The second realization: The gruesome, ‘realistic’ violence of films today doesn’t always disturb me, and yet the ‘fake’ violence of the Godfather films is extremely disturbing.  Like most other Americans, I can watch bloodily disgusting films such as 300, and feel no effects from the dismembering of bodies or close-up decapitations that are central to the film.  In fact, such physically ‘realistic’ violence becomes passé.   In comparison, when Michael Corleone guns down his family’s enemies in the Italian restaurant, signaling the beginning of his eventual status as head of the Corleone crime family, I get sweaty palms, dry mouth, and an uncomfortable lump in the throat.
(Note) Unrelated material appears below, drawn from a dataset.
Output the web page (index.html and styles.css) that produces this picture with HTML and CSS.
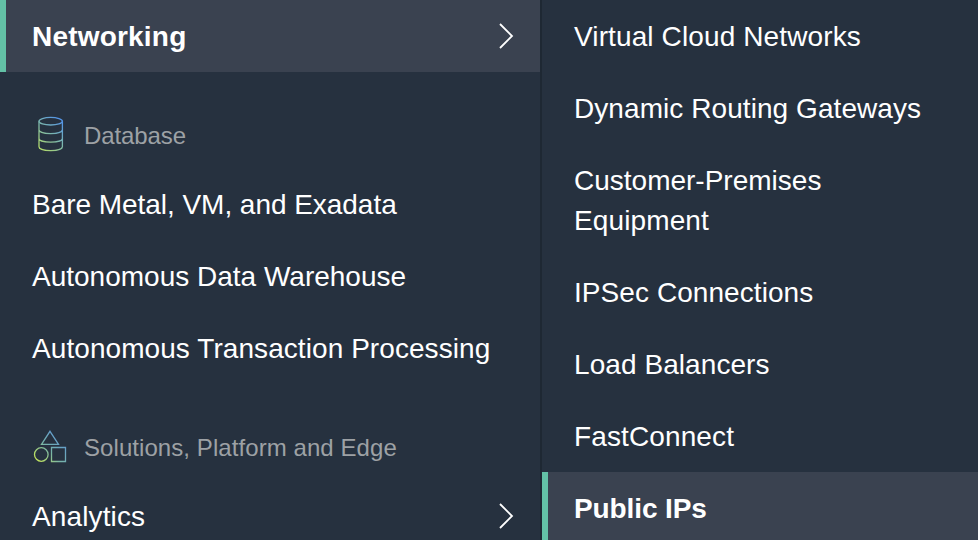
FILE: index.html
```html
<!DOCTYPE html>
<html lang="en">
<head>
<meta charset="utf-8">
<title>Navigation</title>
<link rel="stylesheet" href="styles.css">
</head>
<body>
<div class="nav">
  <nav class="panel primary">
    <a class="item active"><span class="wide">Networking</span><svg class="chevron" viewBox="0 0 16 26"><path d="M2 1 14 13 2 25"/></svg></a>
    <h2 class="heading">
      <svg class="icon" viewBox="0 0 36 36"><defs><linearGradient id="g" gradientUnits="userSpaceOnUse" x1="6" y1="32" x2="30" y2="6"><stop offset="0" stop-color="#b5dc68"/><stop offset=".5" stop-color="#7fb9a8"/><stop offset="1" stop-color="#5595e6"/></linearGradient><linearGradient id="s" gradientUnits="userSpaceOnUse" x1="4" y1="31" x2="27" y2="9"><stop offset="0" stop-color="#c0e35c"/><stop offset=".5" stop-color="#77b3a9"/><stop offset="1" stop-color="#619bd0"/></linearGradient></defs><g stroke="url(#g)"><ellipse cx="18.700" cy="5.200" rx="11.700" ry="3.800"/><path d="M7 5.200V30.800c0 5 23.400 5 23.400 0V5.200M7 13.800c0 5 23.400 5 23.400 0M7 22.400c0 5 23.400 5 23.400 0"/></g></svg>
      <span class="tight">Database</span></h2>
    <a class="item"><span class="snug">Bare Metal, VM, and Exadata</span></a>
    <a class="item">Autonomous Data Warehouse</a>
    <a class="item"><span class="loose">Autonomous Transaction Processing</span></a>
    <h2 class="heading">
      <svg class="icon" viewBox="0 0 36 36"><g stroke="url(#s)"><path d="m18 3.300 8.500 13h-17zM19.500 19.500h14v14h-14z"/><circle cx="9.300" cy="26.500" r="6.800"/></g></svg>
      <span class="loose">Solutions, Platform and Edge</span></h2>
    <a class="item"><span class="roomy">Analytics</span><svg class="chevron" viewBox="0 0 16 26"><path d="M2 1 14 13 2 25"/></svg></a>
  </nav>
  <nav class="panel secondary">
    <a class="item"><span class="roomy">Virtual Cloud Networks</span></a>
    <a class="item"><span class="loose">Dynamic Routing Gateways</span></a>
    <a class="item"><span>Customer-Premises<br><span class="roomy">Equipment</span></span></a>
    <a class="item"><span class="loose">IPSec Connections</span></a>
    <a class="item"><span class="loose">Load Balancers</span></a>
    <a class="item"><span class="roomy">FastConnect</span></a>
    <a class="item active"><span class="tight">Public IPs</span></a>
  </nav>
</div>
</body>
</html>
```
FILE: styles.css
```css
* { box-sizing: border-box; }
body { margin: 0; background: #26313f; color: #fff; font: 28px/40px "Liberation Sans", Arial, sans-serif; overflow: hidden; }
.nav { display: grid; grid-template-columns: 542px 1fr; height: 540px; overflow: hidden; }
.panel { min-width: 0; }
.primary { border-right: 2px solid #1e2833; }
.item { display: flex; justify-content: space-between; align-items: center; min-height: 72px; padding: 17px 26px 15px 32px; white-space: nowrap; }
.active { background: #3a4250; border-left: 6px solid #63c1a6; padding-left: 26px; font-weight: 700; }
.chevron { width: 16px; height: 26px; margin-bottom: 2px; fill: none; stroke: #fff; stroke-width: 1.8; }
.heading { display: flex; align-items: center; gap: 16px; height: 64px; margin: 32px 0 0; padding: 0 32px; font-size: 24px; font-weight: 400; color: #9da1a5; white-space: nowrap; }
.icon { width: 36px; height: 36px; margin-bottom: 4px; fill: none; stroke-width: 1.3; }
.wide { letter-spacing: .2px; }
.roomy { letter-spacing: .12px; }
.loose { letter-spacing: .07px; }
.snug { letter-spacing: -.04px; }
.tight { letter-spacing: -.1px; }
```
What is going on here? Simply put, realistic violence is not just about the physical effects on the body, but about the emotional effects on the mind.  Some of my students a couple quarters ago pointed this out.  I showed them a ‘realistic’ war film, The Thin Red Line, and had them compare that to an ‘unrealistic’ war film, Pearl Harbor.  One of my students stated that The Thin Red Line is much more violent.  But how so?  Pearl Harbor has its share of horrifying deaths. There is no shortage of blood.  In fact, The Thin Red Line is really not that graphic of a WWII film, especially compared to the more famous Saving Private Ryan.  After discussing why it seems so much more violent, my students and I realized it was because of the emotionally wrenching nature of the violence in The Thin Red Line.  All a viewer feels during the bombing scene of Michael Bay’s Pearl Harbor is awe.  Not awe at the violence, but awe at the technological ability of the movie makers.  The emotions you feel while watching the battle scenes of The Thin Red Line are dread, fear and shock.  You don’t need a slow-motion decapitation to feel the realism.

Special effects in the Godfather I and II were quite primitive, but like all great stories, the wrenching of emotions these films provide for us are primal, and timeless.